|A.K.A.||Shahriar Sadigh Afshar|
|Is||Scientist Physicist Professor Theoretical physicist Inventor Businessperson Entrepreneur|
|Type||Academia Business Science|
|Birth||1971, Takab, Iran|
Shahriar Sadigh Afshar (Persian: شهريار صديق افشار; born 1971) is an Iranian-American physicist and multiple award-winning inventor. He is known for devising and carrying out the Afshar experiment while at the private, Boston-based Institute for Radiation-Induced Mass Studies (IRIMS). The results were presented at a Harvard seminar in March 2004.
Since July 2004, Afshar has been a Visiting Research Professor in the Department of Physics and Astronomy at Rowan University. His highest academic degree is a Bachelor of Science He has numerous patents to his name in high-tech. In 2014 Afshar was ranked as the 8th smartest person alive by Super Scholar.
The Afshar experiment is an optical experiment, which he claims demonstrates a contradiction of the principle of complementarity in quantum mechanics. As a result of the controversy surrounding claims made about the experiment, Afshar complained that he has been attacked over his religion and ethnicity. These personal attacks drew a rebuke in an editorial in the New Scientist, which called them "extreme" and an "entirely wrong kind of conflict".

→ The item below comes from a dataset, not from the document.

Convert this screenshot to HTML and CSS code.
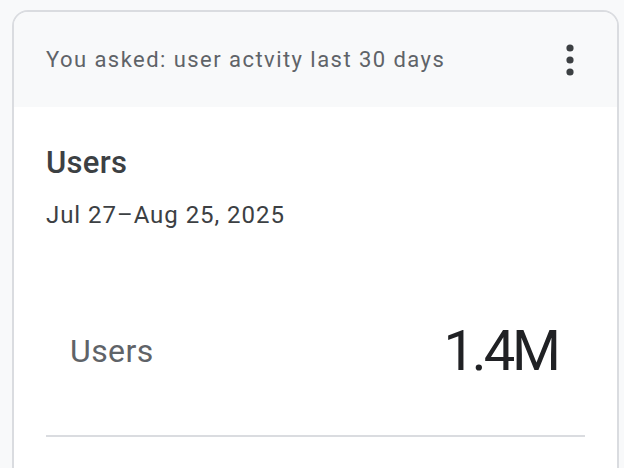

More recently Afshar is President, CEO and CTO of Immerz Inc, a startup in Cambridge, Massachusetts, that makes the immersive media KOR-fx product. In his interviews with CNN and Bloomberg TV, it has been called "4D technology", as a follow on to the recent success of 3D entertainment.
Higgs Boson publicity
On November 18, 2009, on the eve of Large Hadron Collider's launch, Afshar announced a wager in which he bet against LHC's finding the Higgs boson, also known as "the God particle," in a commentary in the New Scientist and in an award-winning article in Popular Science. He offered his own theory on the origin of inertia instead. With the announcement on July 4, 2012 by scientists at CERN that they had detected the Higgs boson Afshar appeared to have lost the bet. The evidence at the European Organization for Nuclear Research (CERN) suggests the existence of the Higgs, but few reputable physicists have called it completely dispositive as of January 2013. Rolf-Dieter Heuer, the director general of CERN, is among those withholding affirmation of this research. Dr. Heuer called the discovery "a historic milestone." However he and others said that it was too soon to know for sure, whether the new particle is the one predicted by the Standard Model, the theory that has ruled physics for the last half-century, and it will take further work to determine the accuracy.